Cutting back and using less gear
So I cut back. I adopted the Lumix mirrorless system and acquired three lenses for the trip: a 12-32mm, a 45-150mm, and a 300mm f/4 (the only sizeable piece of glass in the kit). Since the Lumix system is micro four-thirds, all those lengths are doubled when compared to a full-frame camera. I can cover almost anything from 24-600mm in a kit that weighs a small fraction of my DSLRs. I could, quite literally, fit it all in my pockets.
When in the field, I can switch from one lens to another quickly and without fuss. I learned to keep the most likely lens set on the camera. If wildlife was a possibility, then the 300mm lived on the camera. When we were hiking and I was looking for wide landscapes, then the 12-32mm was the go-to lens. On gray days with patchy sun, the mid-range 45-150mm zoom was always ready.
Time to be more creative
When I saw a composition, I would raise my camera and shoot, re-compose, shoot again, and so on for several minutes, while other photographers were still working out the best lens, camera body, or filter for the situation.
I also found I had more time and energy to simply sit on the tundra, look, and wait. I wasn’t fiddling with my gear so I had long moments to experience the places where I was photographing.
Come to think of it, that may actually be why I feel my photography improved so much. I had the time to be creative.
As any photographer worth their salt knows, making images is not formulaic, it is creative. In order to be creative, we have to be open to the situation, not distracted. And we have to be ready when the light or action is happening. My gear, or lack of it, gave me that time and flexibility.
Did I ever miss all my equipment?
I’d like to say no, but there were times, that yes, I did miss my old kit. Cutting back my camera gear meant some sacrifices. Occasionally those sacrifices involved a particular focal length or filter that I hadn’t brought along.

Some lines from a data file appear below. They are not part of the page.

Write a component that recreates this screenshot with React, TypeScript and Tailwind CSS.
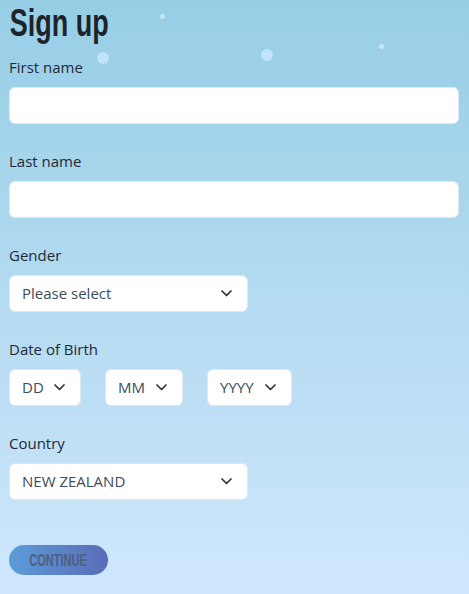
import * as React from "react";

const labelCls =
  "block h-[22px] text-[15px] leading-[22px] text-[#1f2a36] font-['Open_Sans',sans-serif]";

function Chevron() {
  return (
    <svg width="11" height="7" viewBox="0 0 11 7" className="shrink-0">
      <polyline points="1,1 5.5,5.5 10,1" fill="none" stroke="#2b3440" strokeWidth="1.7" strokeLinecap="round" strokeLinejoin="round" />
    </svg>
  );
}

function Select({ value, width }: { value: string; width: string }) {
  return (
    <div
      className={`flex h-[37px] items-center justify-between rounded-md border border-[#dfe8f0] bg-white pl-[12px] pr-[15px] ${width}`}
    >
      <span className="text-[15px] text-[#3c4b5e] font-['Open_Sans',sans-serif]">{value}</span>
      <Chevron />
    </div>
  );
}

function Field({ label, children }: { label: string; children: React.ReactNode }) {
  return (
    <div>
      <label className={labelCls}>{label}</label>
      <div className="mt-[9px]">{children}</div>
    </div>
  );
}

export default function App() {
  return (
    <div className="relative h-[594px] w-full overflow-hidden bg-gradient-to-b from-[#96cee6] to-[#cfe7fc]">
      {/* bokeh dots */}
      <span className="absolute left-[160px] top-[14px] h-[5px] w-[5px] rounded-full bg-[#c5e6fa]" />
      <span className="absolute left-[97px] top-[52px] h-[12px] w-[12px] rounded-full bg-[#c3e2fb]" />
      <span className="absolute left-[261px] top-[49px] h-[12px] w-[12px] rounded-full bg-[#c3e2fb]" />
      <span className="absolute left-[379px] top-[44px] h-[5px] w-[5px] rounded-full bg-[#c5e6fa]" />

      <div className="relative px-[9px] pt-[4px]">
        <h1 className="origin-left scale-x-[0.71] pl-[1px] text-[38px] font-bold leading-[38px] text-[#1e2329] font-['Liberation_Sans',sans-serif]">
          Sign up
        </h1>

        <div className="mt-[14px] flex flex-col gap-[26px]">
          <Field label="First name">
            <input className="block h-[37px] w-[450px] rounded-md border border-[#dfe8f0] bg-white px-3 outline-none" />
          </Field>
          <Field label="Last name">
            <input className="block h-[37px] w-[450px] rounded-md border border-[#dfe8f0] bg-white px-3 outline-none" />
          </Field>
          <Field label="Gender">
            <Select value="Please select" width="w-[239px]" />
          </Field>
          <Field label="Date of Birth">
            <div className="flex gap-[24px]">
              <Select value="DD" width="w-[72px]" />
              <Select value="MM" width="w-[78px]" />
              <Select value="YYYY" width="w-[85px]" />
            </div>
          </Field>
          <Field label="Country">
            <Select value="NEW ZEALAND" width="w-[239px]" />
          </Field>
        </div>

        <button className="mt-[45px] flex h-[30px] w-[99px] items-center justify-center rounded-full bg-gradient-to-r from-[#5b9cd9] to-[#5a6cb7]">
          <span className="inline-block scale-x-[0.67] text-[16.5px] font-bold text-[#4d5f80] font-['Liberation_Sans',sans-serif]">
            CONTINUE
          </span>
        </button>
      </div>
    </div>
  );
}
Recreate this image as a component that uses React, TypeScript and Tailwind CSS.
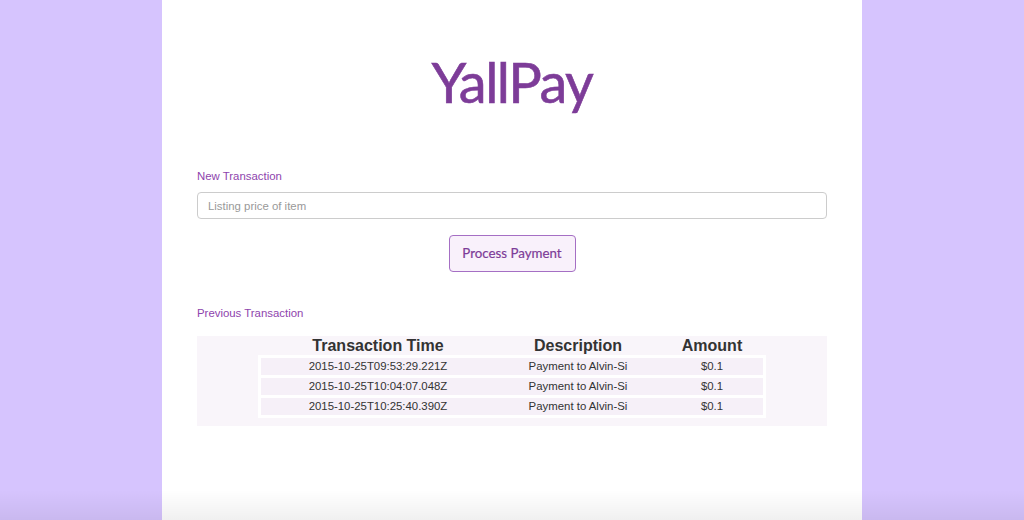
import React from 'react';

const rows = [
  { time: '2015-10-25T09:53:29.221Z', desc: 'Payment to Alvin-Si', amount: '$0.1' },
  { time: '2015-10-25T10:04:07.048Z', desc: 'Payment to Alvin-Si', amount: '$0.1' },
  { time: '2015-10-25T10:25:40.390Z', desc: 'Payment to Alvin-Si', amount: '$0.1' },
];

export default function App() {
  return (
    <div className="relative h-[520px] overflow-hidden bg-[#d6c4fe] font-['Liberation_Sans',Arial,sans-serif]">
      <div className="mx-auto h-full w-[700px] bg-white px-[35px] pt-[50px]">
        {/* Logo */}
        <h1 className="text-center font-['Lato',sans-serif] text-[56px] leading-[64px] tracking-[-1.5px] text-[#7d3c98] [-webkit-text-stroke:0.6px_#7d3c98]">
          YallPay
        </h1>

        {/* New transaction */}
        <div className="mt-[55px]">
          <label className="block text-[11.4px] leading-[14px] text-[#8e44ad]">New Transaction</label>
          <input
            className="mt-[9px] block h-[27px] w-full rounded-[4px] border border-[#cccccc] px-[10px] text-[11.4px] text-[#555] placeholder:text-[#999] outline-none"
            placeholder="Listing price of item"
          />
          <div className="mt-[16px] flex justify-center">
            <button className="h-[37px] w-[127px] rounded-[4px] border border-[#a56fc4] bg-[#f9f1fb] font-['Lato',sans-serif] text-[13.3px] text-[#7d3c98] [-webkit-text-stroke:0.2px_#7d3c98]">
              Process Payment
            </button>
          </div>
        </div>

        {/* Previous transactions */}
        <div className="mt-[34px]">
          <div className="text-[11.4px] leading-[14px] text-[#8e44ad]">Previous Transaction</div>
          <div className="mt-[16px] flex justify-center bg-[#f9f5fa] pb-[8px]">
            <div className="w-[508px]">
              <div className="grid h-[19px] grid-cols-[234px_166px_102px] px-[3px] text-[16px] font-bold leading-[19px] text-[#333]">
                <div className="text-center">Transaction Time</div>
                <div className="text-center">Description</div>
                <div className="text-center">Amount</div>
              </div>
              <div className="flex flex-col gap-[3px] bg-white p-[3px]">
                {rows.map((r) => (
                  <div
                    key={r.time}
                    className="grid h-[17px] grid-cols-[234px_166px_102px] items-center bg-[#f6f0f8] text-[11.4px] leading-[17px] text-[#333]"
                  >
                    <div className="text-center">{r.time}</div>
                    <div className="text-center">{r.desc}</div>
                    <div className="text-center">{r.amount}</div>
                  </div>
                ))}
              </div>
            </div>
          </div>
        </div>
      </div>

      {/* window bottom shade */}
      <div className="pointer-events-none absolute bottom-0 left-0 h-[30px] w-full bg-gradient-to-b from-transparent to-black/[0.06]" />
    </div>
  );
}
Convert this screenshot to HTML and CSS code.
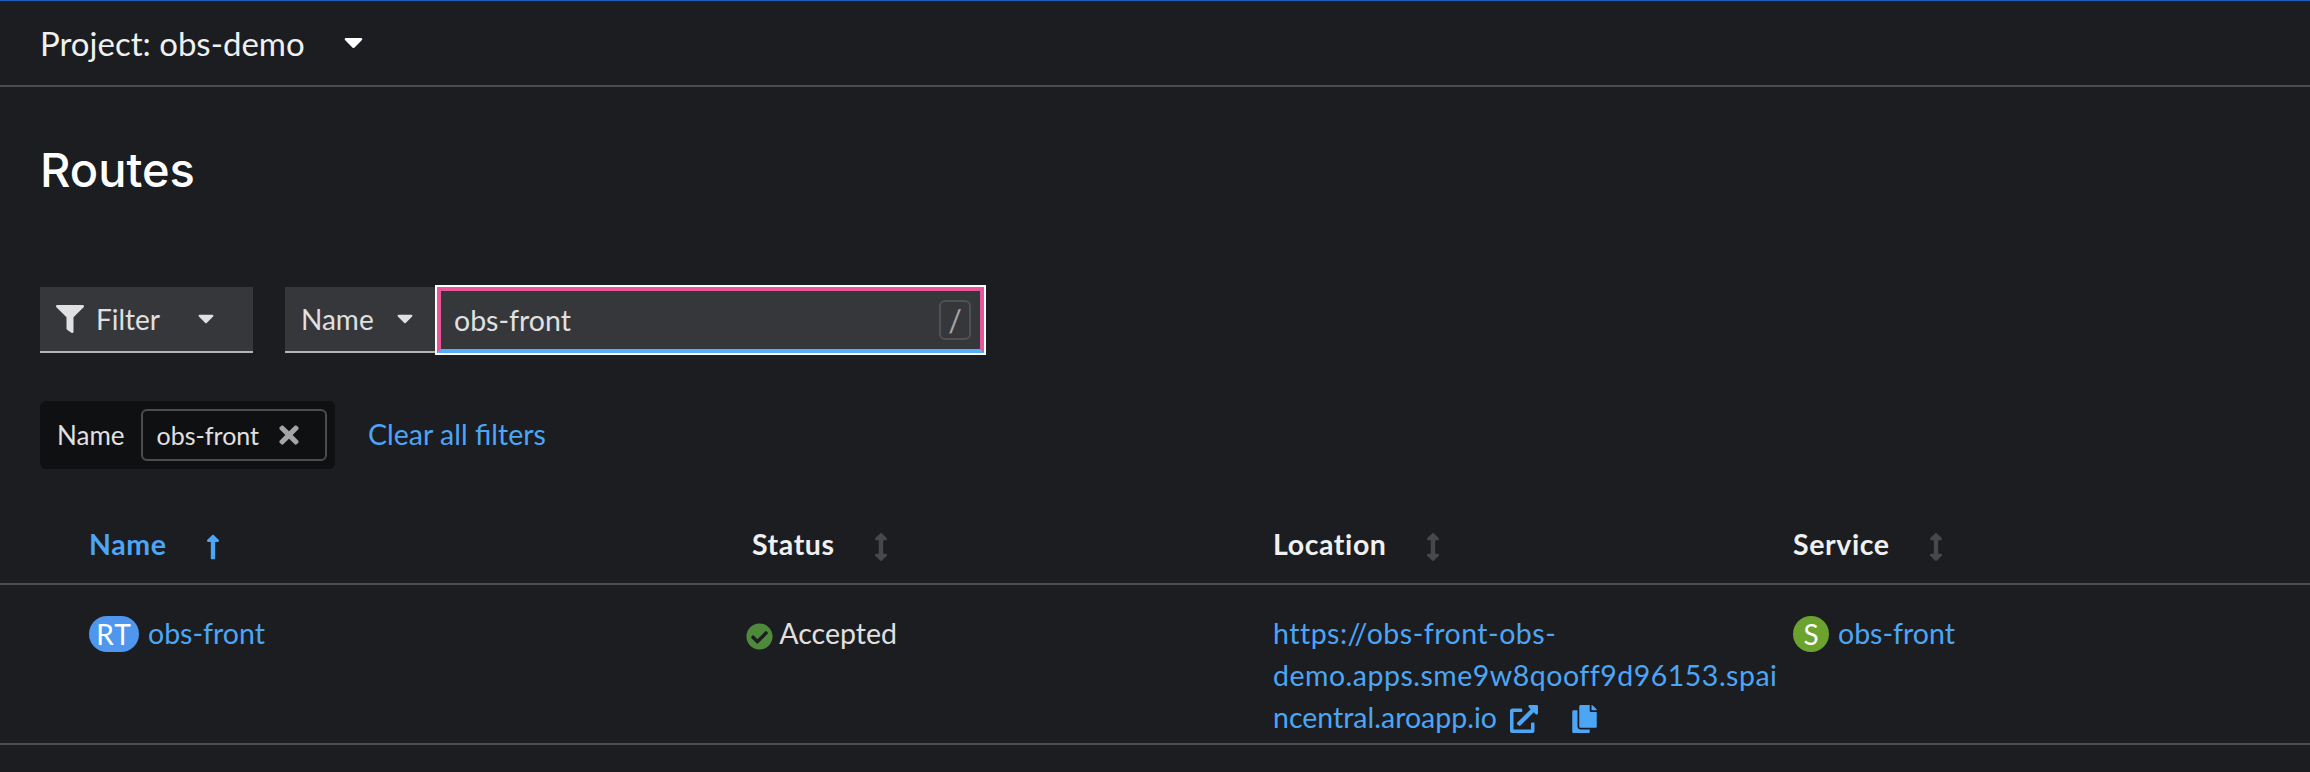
FILE: index.html
```html
<!DOCTYPE html>
<html lang="en">

<head>
    <meta charset="UTF-8">
    <title>Routes</title>
    <link rel="stylesheet" href="styles.css">
</head>

<body>
    <svg class="defs" width="0" height="0">
        <symbol id="caret" viewBox="0 180 320 190"><path d="M31.3 192h257.3c17.8 0 26.7 21.5 14.1 34.1L174.1 354.8c-7.8 7.8-20.5 7.8-28.3 0L17.2 226.1C4.6 213.5 13.5 192 31.3 192z"/></symbol>
        <symbol id="sort" viewBox="0 0 256 512"><path d="M214.059 377.941H168V134.059h46.059c21.382 0 32.09-25.851 16.971-40.971L144.971 7.029c-9.373-9.373-24.569-9.373-33.941 0L24.971 93.088c-15.119 15.119-4.411 40.971 16.971 40.971H88v243.882H41.941c-21.382 0-32.09 25.851-16.971 40.971l86.059 86.059c9.373 9.373 24.569 9.373 33.941 0l86.059-86.059c15.12-15.119 4.412-40.971-16.97-40.971z"/></symbol>
    </svg>

    <div class="project-bar">
        <span class="project-name">Project: obs-demo</span>
        <svg class="caret caret-project"><use href="#caret"/></svg>
    </div>

    <h1>Routes</h1>

    <div class="filter-row">
        <div class="select select-filter">
            <svg class="funnel" viewBox="0 0 512 512"><path d="M487.976 0H24.028C2.71 0-8.047 25.866 7.058 40.971L192 225.941V432c0 7.831 3.821 15.17 10.237 19.662l80 55.98C298.02 518.69 320 507.493 320 487.98V225.941l184.947-184.97C520.021 25.896 509.338 0 487.976 0z"/></svg>
            <span>Filter</span>
            <svg class="caret"><use href="#caret"/></svg>
        </div>
        <div class="select select-name">
            <span>Name</span>
            <svg class="caret"><use href="#caret"/></svg>
        </div>
        <div class="search">
            <span>obs-front</span>
            <span class="slash">/</span>
        </div>
    </div>

    <div class="chips-row">
        <div class="chip-group">
            <span class="chip-label">Name</span>
            <div class="chip">
                <span>obs-front</span>
                <svg class="chip-close" viewBox="0 0 352 512"><path d="M242.72 256l100.07-100.07c12.28-12.28 12.28-32.19 0-44.48l-22.24-22.24c-12.28-12.28-32.19-12.28-44.48 0L176 189.28 75.93 89.21c-12.28-12.28-32.19-12.28-44.48 0L9.21 111.45c-12.28 12.28-12.28 32.19 0 44.48L109.28 256 9.21 356.07c-12.28 12.28-12.28 32.19 0 44.48l22.24 22.24c12.28 12.28 32.2 12.28 44.48 0L176 322.72l100.07 100.07c12.28 12.28 32.2 12.28 44.48 0l22.24-22.24c12.28-12.28 12.28-32.19 0-44.48L242.72 256z"/></svg>
            </div>
        </div>
        <a class="link clear-link">Clear all filters</a>
    </div>

    <table>
        <colgroup>
            <col class="col-name">
            <col class="col-status">
            <col class="col-location">
            <col class="col-service">
        </colgroup>
        <thead>
            <tr>
                <th class="sorted">Name <svg class="sort-icon" viewBox="0 0 256 512"><path d="M88 166.059V468c0 6.627 5.373 12 12 12h56c6.627 0 12-5.373 12-12V166.059h46.059c21.382 0 32.09-25.851 16.971-40.971l-86.059-86.059c-9.373-9.373-24.569-9.373-33.941 0l-86.059 86.059c-15.119 15.119-4.411 40.971 16.971 40.971H88z"/></svg></th>
                <th>Status <svg class="sort-icon"><use href="#sort"/></svg></th>
                <th>Location <svg class="sort-icon"><use href="#sort"/></svg></th>
                <th>Service <svg class="sort-icon"><use href="#sort"/></svg></th>
            </tr>
        </thead>
        <tbody>
            <tr>
                <td><span class="badge badge-rt">RT</span><a class="link">obs-front</a></td>
                <td class="status-cell">
                    <svg class="check" viewBox="0 0 512 512"><path d="M504 256c0 136.967-111.033 248-248 248S8 392.967 8 256 119.033 8 256 8s248 111.033 248 248zM227.314 387.314l184-184c6.248-6.248 6.248-16.379 0-22.627l-22.627-22.627c-6.248-6.249-16.379-6.249-22.628 0L216 308.118l-70.059-70.059c-6.248-6.248-16.379-6.248-22.628 0l-22.627 22.627c-6.248 6.248-6.248 16.379 0 22.627l104 104c6.249 6.25 16.379 6.25 22.628.001z"/></svg>
                    Accepted
                </td>
                <td>
                    <a class="link"><span class="url-wide">https://obs-front-obs-<br>demo.apps.sme9w8qooff9d96153.spai</span><br>ncentral.aroapp.io</a>
                    <svg class="link-icon external" viewBox="0 0 512 512"><path d="M432,320H400a16,16,0,0,0-16,16V448H64V128H208a16,16,0,0,0,16-16V80a16,16,0,0,0-16-16H48A48,48,0,0,0,0,112V464a48,48,0,0,0,48,48H400a48,48,0,0,0,48-48V336A16,16,0,0,0,432,320ZM488,0h-128c-21.37,0-32.05,25.91-17,41l35.73,35.73L135,320.37a24,24,0,0,0,0,34L157.67,377a24,24,0,0,0,34,0L435.28,133.32,471,169c15,15,41,4.5,41-17V24A24,24,0,0,0,488,0Z"/></svg>
                    <svg class="link-icon copy" viewBox="0 0 448 512"><path d="M320 448v40c0 13.255-10.745 24-24 24H24c-13.255 0-24-10.745-24-24V120c0-13.255 10.745-24 24-24h72v296c0 30.879 25.121 56 56 56h168zm0-344V0H152c-13.255 0-24 10.745-24 24v368c0 13.255 10.745 24 24 24h272c13.255 0 24-10.745 24-24V128H344c-13.2 0-24-10.8-24-24zm120.971-31.029L375.029 7.029A24 24 0 0 0 358.059 0H352v96h96v-6.059a24 24 0 0 0-7.029-16.97z"/></svg>
                </td>
                <td><span class="badge badge-s">S</span><a class="link">obs-front</a></td>
            </tr>
        </tbody>
    </table>
</body>

</html>
```

FILE: styles.css
```css
html, body {
    margin: 0;
    padding: 0;
}

body {
    height: 772px;
    overflow: hidden;
    background-color: #1b1d21;
    color: #e0e0e0;
    font-family: Lato, "Noto Sans", sans-serif;
    font-size: 28px;
}

.defs {
    position: absolute;
}

.project-bar {
    display: flex;
    align-items: center;
    height: 84px;
    padding-left: 40px;
    border-top: 1px solid #1f5cc0;
    border-bottom: 2px solid #4b4c4f;
    color: #f0f0f0;
    font-size: 33px;
}

.caret {
    display: block;
    width: 16px;
    height: 10px;
    fill: #e0e0e0;
}

.caret-project {
    width: 19px;
    height: 12px;
    margin-left: 39px;
    fill: #fff;
}

h1 {
    margin: 0;
    padding: 58px 0 0 40px;
    height: 142px;
    color: #fff;
    font-family: Inter, sans-serif;
    font-size: 47px;
    font-weight: 500;
    line-height: 50px;
}

.filter-row {
    display: flex;
    margin-left: 40px;
    height: 66px;
}

.select {
    display: flex;
    align-items: center;
    box-sizing: border-box;
    height: 66px;
    background-color: #36373b;
    border-bottom: 2px solid #b5b5b5;
}

.select-filter {
    width: 213px;
    padding-left: 16px;
    margin-right: 32px;
}

.select-filter span {
    margin-left: 12px;
    margin-right: 38px;
}

.select-name {
    width: 152px;
    padding-left: 16px;
}

.select-name span {
    margin-right: 23px;
}

.funnel {
    width: 28px;
    height: 28px;
    fill: #e0e0e0;
}

.search {
    display: flex;
    align-items: center;
    justify-content: space-between;
    box-sizing: border-box;
    width: 547px;
    height: 66px;
    padding-left: 13px;
    padding-right: 9px;
    background-color: #36373b;
    border: 4px solid #e8569a;
    border-bottom-color: #57aef8;
    outline: 2px solid #fff;
    font-size: 28.5px;
}

.slash {
    display: flex;
    align-items: center;
    justify-content: center;
    box-sizing: border-box;
    width: 32px;
    height: 40px;
    border: 2px solid #4f5053;
    border-radius: 6px;
    color: #a5a5a5;
    font-size: 30px;
}

.chips-row {
    display: flex;
    align-items: center;
    margin: 48px 0 0 40px;
    height: 68px;
}

.chip-group {
    display: flex;
    align-items: center;
    box-sizing: border-box;
    width: 295px;
    height: 68px;
    padding-left: 17px;
    background-color: #0f1012;
    border-radius: 6px;
    font-size: 25px;
}

.chip-label {
    font-size: 26px;
}

.chip {
    display: flex;
    align-items: center;
    box-sizing: border-box;
    width: 186px;
    height: 52px;
    margin-left: 16px;
    padding-left: 14px;
    border: 2px solid #4b4c4f;
    border-radius: 6px;
}

.chip-close {
    width: 20px;
    height: 28px;
    margin-left: 20px;
    fill: #a5a5a5;
}

.link {
    color: #4ca6f5;
}

.clear-link {
    margin-left: 33px;
    padding-bottom: 2px;
    font-size: 28.5px;
}

.url-wide {
    letter-spacing: 0.5px;
}

table {
    width: 100%;
    margin-top: 32px;
    border-collapse: collapse;
    table-layout: fixed;
    font-size: 28.5px;
}

.col-name {
    width: 752px;
}

.col-status {
    width: 521px;
}

.col-location {
    width: 520px;
}

th {
    padding: 5px 0 0;
    border-bottom: 2px solid #4b4c4f;
    color: #f0f0f0;
    font-weight: 700;
    letter-spacing: 0.6px;
    text-align: left;
    vertical-align: top;
    line-height: 77px;
}

th:first-child,
td:first-child {
    padding-left: 89px;
}

.sorted {
    color: #4ca6f5;
}

.sort-icon {
    display: inline-block;
    width: 14px;
    height: 28px;
    margin-left: 32px;
    vertical-align: -6px;
    fill: #47484b;
}

.sorted .sort-icon {
    fill: #4ca6f5;
}

td {
    height: 160px;
    padding: 27px 0 0;
    box-sizing: border-box;
    border-bottom: 2px solid #4b4c4f;
    vertical-align: top;
    line-height: 42px;
}

.badge {
    display: inline-block;
    height: 36px;
    margin-right: 9px;
    border-radius: 18px;
    color: #fff;
    font-size: 28px;
    line-height: 36px;
    text-align: center;
    vertical-align: -1px;
}

.badge-rt {
    width: 50px;
    background-color: #4f97ee;
    letter-spacing: 1px;
}

.badge-s {
    width: 36px;
    background-color: #6ca32e;
}

.status-cell {
    white-space: nowrap;
}

.check {
    width: 27px;
    height: 27px;
    margin-left: -6px;
    vertical-align: -6px;
    fill: #4f8a3c;
}

.link-icon {
    height: 28px;
    vertical-align: -5px;
    fill: #4ca6f5;
}

.external {
    width: 28px;
    margin-left: 6px;
}

.copy {
    width: 25px;
    margin-left: 26px;
}
```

Once or twice I wished for the clean bokeh of my 500mm f/4 to separate a bird from a tangled background and on one occasion, the 24mm equivalent wasn’t wide enough to capture the expanse of the sky I was after.
Comparison rears its ugly head
But the sacrifice I remember most clearly (and I feel like an idiot for even mentioning this one) was my vanity. At one point, I was among a good size group of serious photographers not related to the workshop I was leading. There were more 500mm and 600mm f/4s hanging off sturdy carbon tripods than you could shake a stick at. Meanwhile, I stood there, an actual bonafide professional photographer, with a tiny point-and-shoot sized mirrorless camera and a couple of itty-bitty lenses in the pocket of my jacket.
I wanted to justify my compact gear, defend my decision by bragging about how good my kit actually was, even compared to their monstrous cameras – but I didn’t. Instead, I kept my silence, listened to their discussions of lenses, f-stops, and autofocus speeds, and thought instead about my next composition.
I bring up this somewhat uncomfortable subject because I think that this sense of inadequacy, in the lives of photographers, is very, very real. We want to be taken seriously. And when we are in the field, (when no one can see the images we are actually creating) we are usually judged by the gear we are carrying and using. There is a hierarchy in which those with the biggest, most expensive glass and bodies rise to the top, as though their investment is somehow reflective of their skills or knowledge as photographers.
Gear doesn’t make you a good photographer
There is a lot of pressure to BE one of those people with the huge camera bag and big lenses. But the reality is that your gear has nothing to do with how good you are as a photographer. Gear helps, it’s even necessary to a certain extent, but its presence or price tag is not reflective of you, the photographer. It’s the images that matter.
In the future, I’m going to try to let my photographs, not my gear, be the source of my pride (or inadequacy).